> What to do
Copy each line that has the string "page" somewhere in it.

========================

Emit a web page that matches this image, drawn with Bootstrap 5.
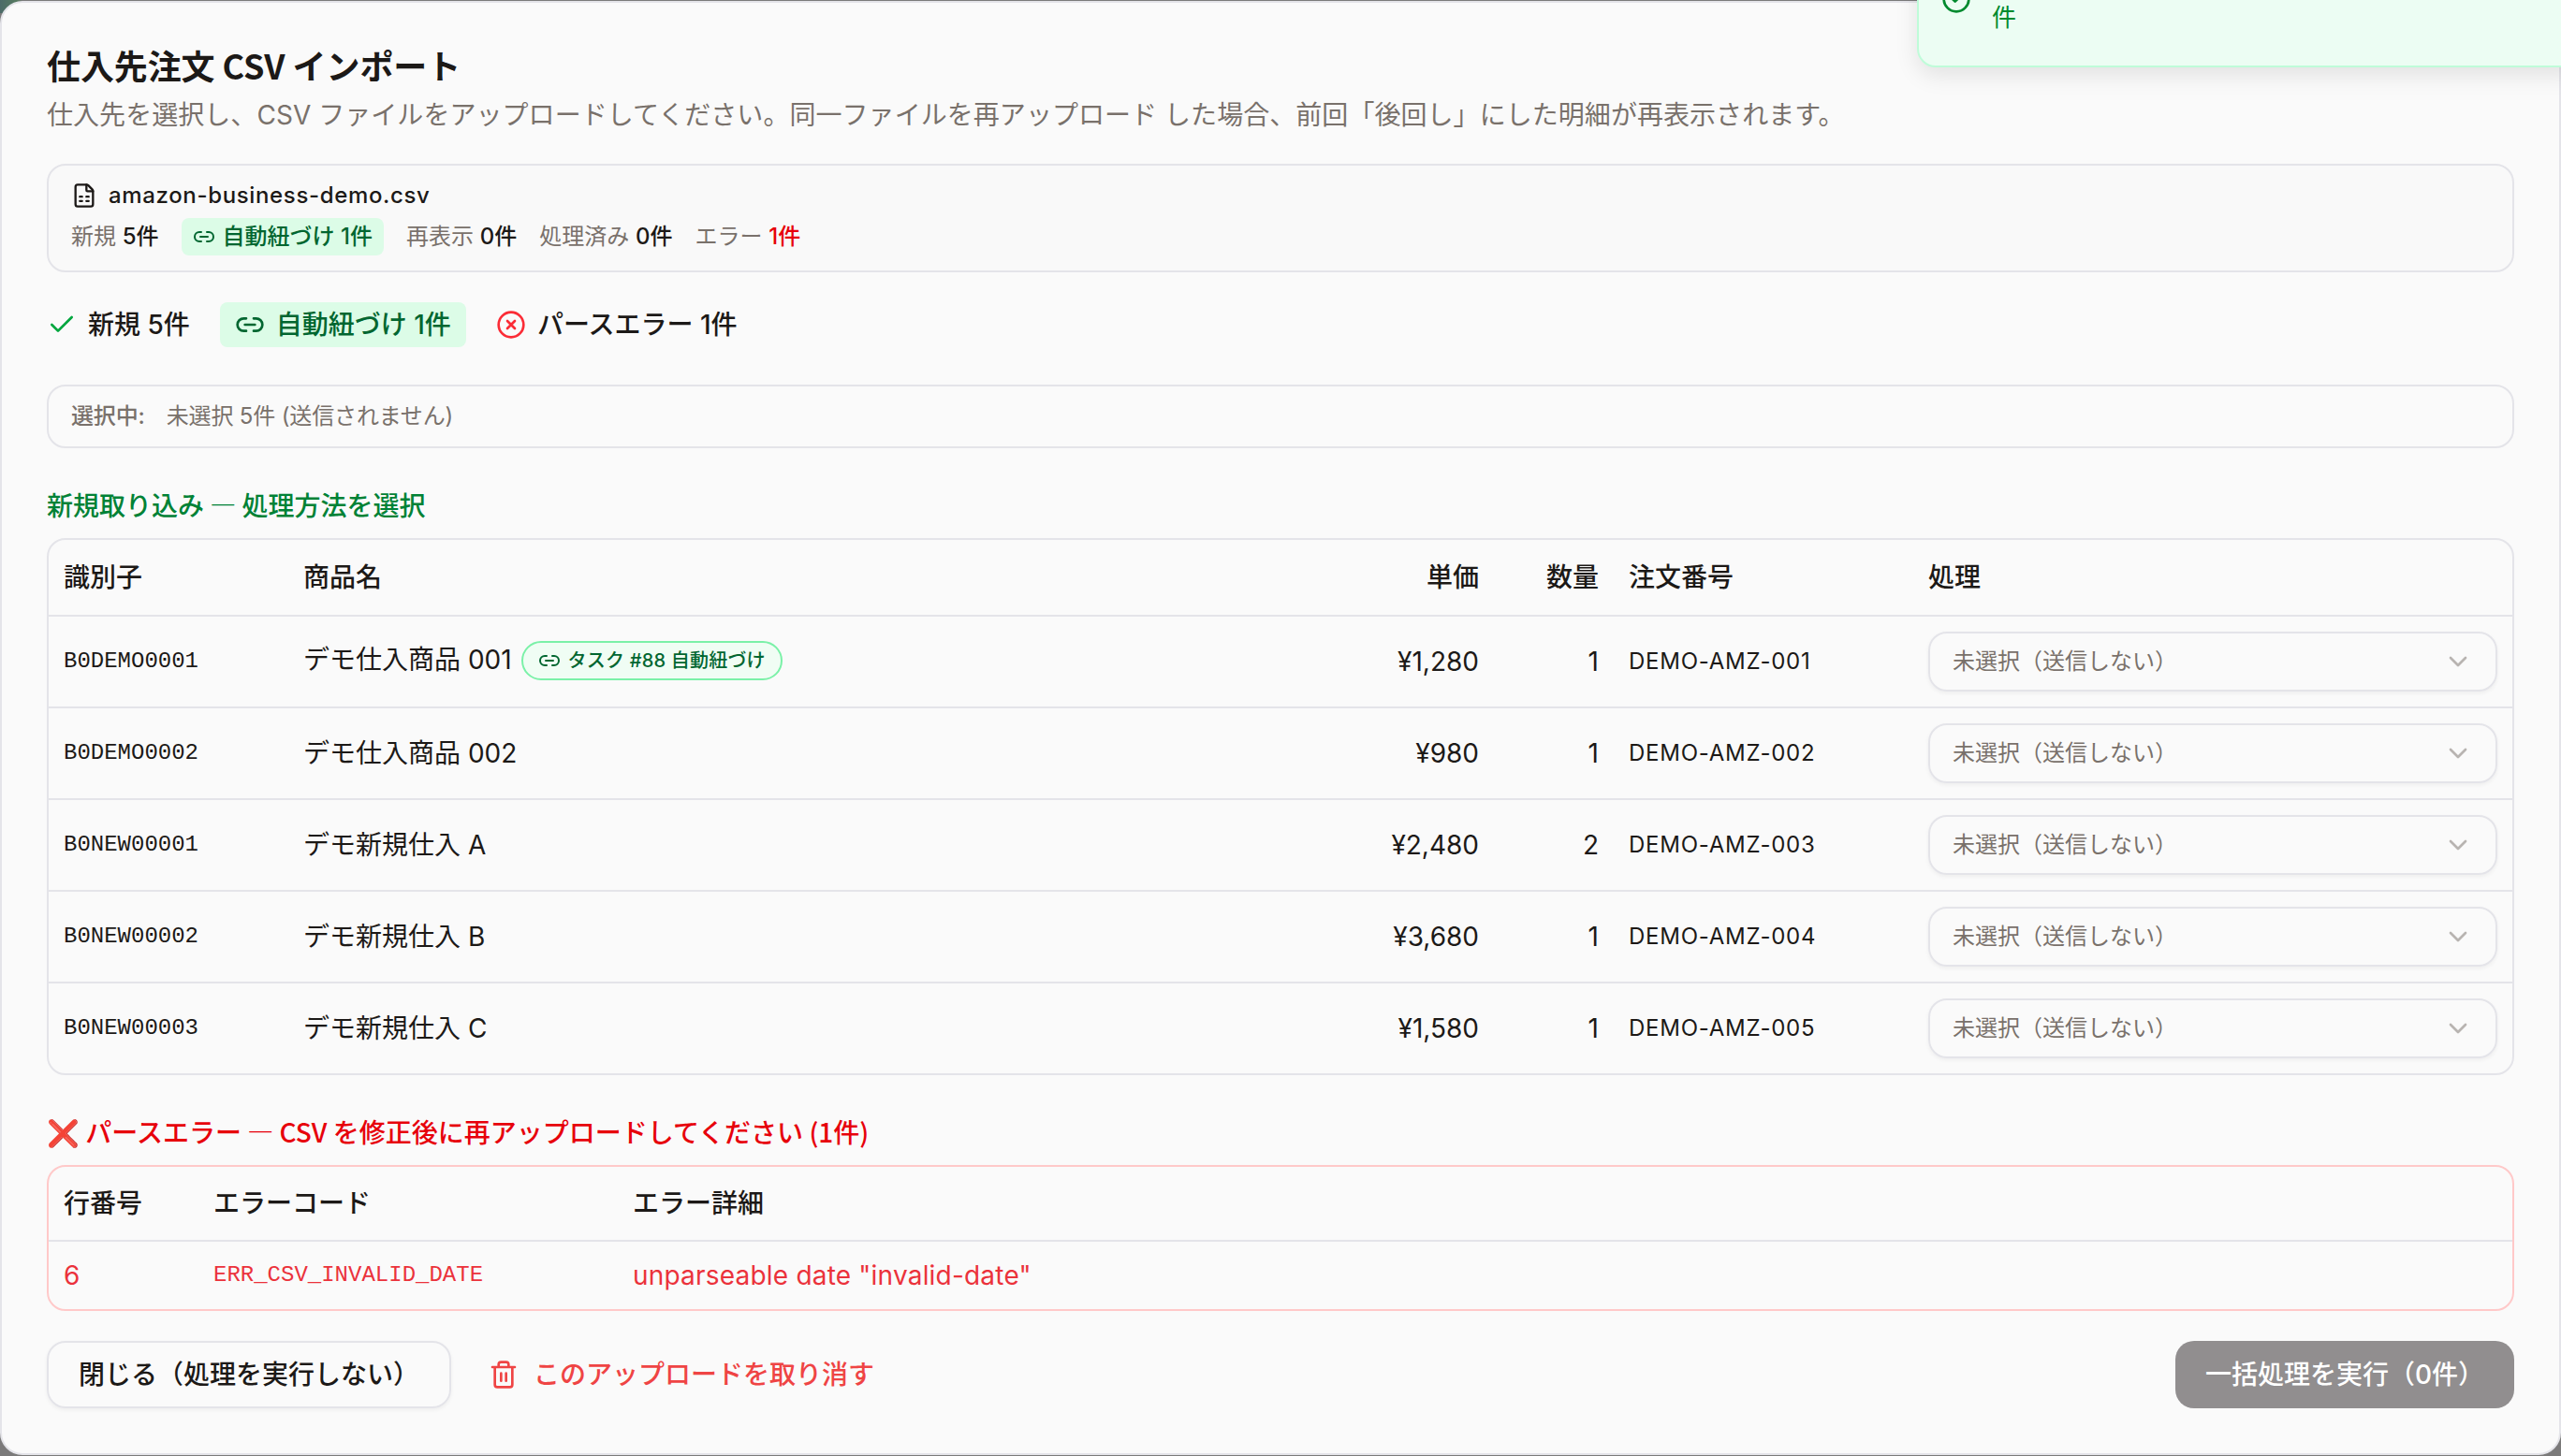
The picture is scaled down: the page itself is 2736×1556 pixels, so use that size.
<!DOCTYPE html>
<html lang="ja">
<head>
    <meta charset="UTF-8">
    <meta content="width=device-width, initial-scale=1.0" name="viewport">
    <title>仕入先注文 CSV インポート</title>
    <link href="https://cdn.jsdelivr.net/npm/bootstrap@5.3.2/dist/css/bootstrap.min.css" rel="stylesheet">
    <style>
        body {
            background: #7b7a7a linear-gradient(90deg, #4c6a68 0, #567a60 18px, #7b7a7a 24px) no-repeat 0 0 / 100% 14px;
            color: #1c1917;
            font-family: Inter, "Noto Sans CJK JP", sans-serif;
            font-optical-sizing: none;
            font-size: 28px;
            line-height: 40px;
            overflow: hidden;
        }

        svg {
            fill: none;
            stroke: currentColor;
            stroke-width: 2;
            stroke-linecap: round;
            stroke-linejoin: round;
            flex-shrink: 0;
        }

        .icon-xs { width: 24px; height: 24px; }
        .icon-sm { width: 28px; height: 28px; }
        .icon-md { width: 32px; height: 32px; }

        .gap-12 { gap: 12px; }

        .import-dialog {
            margin-top: 1px;
            height: 1554px;
            padding: 48px;
            border: 2px solid #e4e4e9;
            border-radius: 24px;
            background-color: #fafafa;
        }

        .dialog-title {
            font-family: "Noto Sans CJK JP", sans-serif;
            font-size: 36px;
            line-height: 36px;
            font-weight: 600;
            letter-spacing: -0.1px;
            margin-bottom: 16px;
        }

        .dialog-text { letter-spacing: 0.05px; margin-bottom: 32px; }
        .text-soft { color: #79716b; }
        .text-ok { color: #008236; }
        .text-err { color: #e7000b; }
        .stroke-ok { stroke: #00a63e; }
        .stroke-err { stroke: #fb2c36; }

        .panel {
            border: 2px solid #e4e4e9;
            border-radius: 20px;
            padding: 16px 24px;
            font-size: 24px;
            line-height: 32px;
        }

        .panel-file { background-color: #f9f9f9; margin-bottom: 32px; }
        .panel-stats { gap: 24px; }
        .panel-picked { gap: 23px; letter-spacing: -0.15px; }
        .file-name { letter-spacing: 0.65px; }

        .tag-linked {
            background-color: #dcfce7;
            color: #016630;
            border-radius: 8px;
            padding: 4px 12px;
            gap: 8px;
        }

        .summary { gap: 32px; height: 48px; margin-bottom: 40px; }
        .summary .tag-linked { padding: 4px 16px; gap: 12px; }

        .section-title {
            font-family: "Noto Sans CJK JP", sans-serif;
            font-size: 28px;
            line-height: 40px;
            font-weight: 500;
            margin: 40px 0 16px;
        }

        .table-box {
            border: 2px solid #e4e4e9;
            border-radius: 20px;
            overflow: hidden;
        }

        .table-box.box-err { border-color: #ffc9c9; margin-bottom: 32px; }

        .grid-table {
            --bs-table-bg: transparent;
            --bs-table-color: inherit;
            table-layout: fixed;
            border-collapse: separate;
            border-spacing: 0;
            margin: 0;
            color: inherit;
        }

        .grid-table th, .grid-table td {
            padding: 0 16px;
            height: 98px;
            border-bottom: 2px solid #e4e4e9;
            vertical-align: middle;
        }

        .grid-table th { height: 82px; font-weight: 500; }
        .grid-table tbody tr:last-child td { height: 96px; border-bottom: 0; }
        .box-err .grid-table th { height: 80px; }
        .box-err .grid-table tbody tr:last-child td { height: 72px; color: #eb323b; }

        .grid-table .code { font-family: "Liberation Mono", monospace; font-size: 24px; }
        .order-no { font-size: 24px; letter-spacing: 0.75px; }
        .err-detail { letter-spacing: 0.2px; }
        .name-linked { padding-bottom: 4px; }

        .task-badge {
            height: 42px;
            padding: 0 16px;
            margin: 0 0 2px 10px;
            gap: 8px;
            border: 2px solid #7bf1a8;
            background-color: #f0fdf4;
            color: #016630;
            font-size: 20px;
            font-weight: 500;
            letter-spacing: 0.2px;
            border-radius: 21px;
        }

        .picker {
            height: 64px;
            padding: 0 24px;
            border: 2px solid #e4e4e9;
            border-radius: 20px;
            box-shadow: 0 2px 4px rgba(0, 0, 0, 0.05);
            color: #79716b;
            font-size: 24px;
        }

        .picker svg { opacity: 0.5; }

        .footer-btn {
            height: 72px;
            padding: 0 32px;
            border: 0;
            border-radius: 20px;
            font-size: 28px;
            font-weight: 500;
            line-height: 40px;
        }

        .btn-close-dialog {
            border: 2px solid #e4e4e9;
            box-shadow: 0 2px 4px rgba(0, 0, 0, 0.05);
            color: #1c1917;
        }

        .btn-revert { color: #ef4444; padding: 0 24px; }
        .btn-run, .btn-run:disabled { background-color: #918e8f; color: #fff; opacity: 1; }

        .toast-note {
            top: -74px;
            left: 2048px;
            width: 712px;
            height: 146px;
            padding: 32px 24px;
            gap: 22px;
            border: 2px solid #bffcd9;
            border-radius: 20px;
            background-color: #ecfdf3;
            color: #008a2e;
            box-shadow: 0 8px 24px rgba(0, 0, 0, 0.1);
            font-size: 26px;
            line-height: 39px;
        }
    </style>
</head>
<body>
<main class="import-dialog">
    <h1 class="dialog-title">仕入先注文 CSV インポート</h1>
    <p class="dialog-text text-soft">仕入先を選択し、CSV ファイルをアップロードしてください。同一ファイルを再アップロード した場合、前回「後回し」にした明細が再表示されます。</p>

    <div class="panel panel-file">
        <div class="d-flex align-items-center gap-12 fw-medium mb-2">
            <svg class="icon-sm" viewBox="0 0 24 24"><path d="M6 22a2 2 0 0 1-2-2V4a2 2 0 0 1 2-2h8a2.4 2.4 0 0 1 1.7.7l3.6 3.6A2.4 2.4 0 0 1 20 8v12a2 2 0 0 1-2 2z"/><path d="M14 2v5a1 1 0 0 0 1 1h5M8 13h2M14 13h2M8 17h2M14 17h2"/></svg>
            <span class="file-name">amazon-business-demo.csv</span>
        </div>
        <div class="d-flex align-items-center panel-stats">
            <span><span class="text-soft">新規</span> <span class="fw-medium">5件</span></span>
            <span class="tag-linked d-flex align-items-center fw-medium">
                <svg class="icon-xs" viewBox="0 0 24 24"><path d="M9 17H7A5 5 0 0 1 7 7h2M15 7h2a5 5 0 1 1 0 10h-2M8 12h8"/></svg>
                <span>自動紐づけ 1件</span>
            </span>
            <span><span class="text-soft">再表示</span> <span class="fw-medium">0件</span></span>
            <span><span class="text-soft">処理済み</span> <span class="fw-medium">0件</span></span>
            <span><span class="text-soft">エラー</span> <span class="fw-medium text-err">1件</span></span>
        </div>
    </div>

    <div class="d-flex align-items-center fw-medium summary">
        <span class="d-flex align-items-center gap-12">
            <svg class="icon-md stroke-ok" viewBox="0 0 24 24"><path d="M20 6 9 17l-5-5"/></svg>
            <span>新規 5件</span>
        </span>
        <span class="tag-linked d-flex align-items-center">
            <svg class="icon-md" viewBox="0 0 24 24"><path d="M9 17H7A5 5 0 0 1 7 7h2M15 7h2a5 5 0 1 1 0 10h-2M8 12h8"/></svg>
            <span>自動紐づけ 1件</span>
        </span>
        <span class="d-flex align-items-center gap-12">
            <svg class="icon-md stroke-err" viewBox="0 0 24 24"><circle cx="12" cy="12" r="10"/><path d="m15 9-6 6M9 9l6 6"/></svg>
            <span>パースエラー 1件</span>
        </span>
    </div>

    <div class="panel panel-picked text-soft d-flex">
        <span class="fw-medium">選択中:</span>
        <span>未選択 5件 (送信されません)</span>
    </div>

    <h2 class="section-title text-ok">新規取り込み — 処理方法を選択</h2>
    <div class="table-box">
        <table class="table grid-table">
            <colgroup>
                <col style="width: 256px"><col><col style="width: 192px"><col style="width: 128px"><col style="width: 320px"><col style="width: 640px">
            </colgroup>
            <thead>
            <tr><th>識別子</th><th>商品名</th><th class="text-end">単価</th><th class="text-end">数量</th><th>注文番号</th><th>処理</th></tr>
            </thead>
            <tbody id="itemRows"></tbody>
        </table>
    </div>

    <h2 class="section-title text-err">❌ パースエラー — CSV を修正後に再アップロードしてください (1件)</h2>
    <div class="table-box box-err">
        <table class="table grid-table">
            <colgroup><col style="width: 160px"><col style="width: 448px"><col></colgroup>
            <thead>
            <tr><th>行番号</th><th>エラーコード</th><th>エラー詳細</th></tr>
            </thead>
            <tbody>
            <tr><td>6</td><td class="code">ERR_CSV_INVALID_DATE</td><td class="err-detail">unparseable date "invalid-date"</td></tr>
            </tbody>
        </table>
    </div>

    <div class="d-flex align-items-center gap-3">
        <button class="btn footer-btn btn-close-dialog" type="button">閉じる（処理を実行しない）</button>
        <button class="btn footer-btn btn-revert d-flex align-items-center gap-3" type="button">
            <svg class="icon-md" viewBox="0 0 24 24"><path d="M3 6h18M19 6v14a2 2 0 0 1-2 2H7a2 2 0 0 1-2-2V6M8 6V4a2 2 0 0 1 2-2h4a2 2 0 0 1 2 2v2M10 11v6M14 11v6"/></svg>
            <span>このアップロードを取り消す</span>
        </button>
        <button class="btn footer-btn btn-run ms-auto" disabled type="button">一括処理を実行（0件）</button>
    </div>
</main>

<div class="toast-note position-absolute d-flex">
    <svg class="icon-md align-self-center" viewBox="0 0 24 24"><circle cx="12" cy="12" r="10"/><path d="m9 12 2 2 4-4"/></svg>
    <span class="align-self-end">件</span>
</div>

<script src="https://cdn.jsdelivr.net/npm/bootstrap@5.3.2/dist/js/bootstrap.bundle.min.js"></script>
<script>
    const items = [
        {code: 'B0DEMO0001', name: 'デモ仕入商品 001', price: 1280, qty: 1, order: 'DEMO-AMZ-001', task: 88},
        {code: 'B0DEMO0002', name: 'デモ仕入商品 002', price: 980, qty: 1, order: 'DEMO-AMZ-002'},
        {code: 'B0NEW00001', name: 'デモ新規仕入 A', price: 2480, qty: 2, order: 'DEMO-AMZ-003'},
        {code: 'B0NEW00002', name: 'デモ新規仕入 B', price: 3680, qty: 1, order: 'DEMO-AMZ-004'},
        {code: 'B0NEW00003', name: 'デモ新規仕入 C', price: 1580, qty: 1, order: 'DEMO-AMZ-005'}
    ];

    const nameCell = (item) => {
        if (!item.task) {
            return item.name;
        }
        return `<div class="d-flex align-items-center">
            <span class="name-linked">${item.name}</span>
            <span class="task-badge d-flex align-items-center">
                <svg class="icon-xs" viewBox="0 0 24 24"><path d="M9 17H7A5 5 0 0 1 7 7h2M15 7h2a5 5 0 1 1 0 10h-2M8 12h8"/></svg>
                <span>タスク #${item.task} 自動紐づけ</span>
            </span>
        </div>`;
    };

    document.getElementById('itemRows').innerHTML = items.map(item => `
        <tr>
            <td class="code">${item.code}</td>
            <td>${nameCell(item)}</td>
            <td class="text-end">¥${item.price.toLocaleString('en-US')}</td>
            <td class="text-end">${item.qty}</td>
            <td class="order-no">${item.order}</td>
            <td>
                <div class="picker d-flex align-items-center justify-content-between">
                    <span>未選択（送信しない）</span>
                    <svg class="icon-md" viewBox="0 0 24 24"><path d="m6 9 6 6 6-6"/></svg>
                </div>
            </td>
        </tr>`).join('');
</script>
</body>
</html>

========================

> Exercise output
Emit a web page that matches this image, drawn with Bootstrap 5.
The picture is scaled down: the page itself is 2736×1556 pixels, so use that size.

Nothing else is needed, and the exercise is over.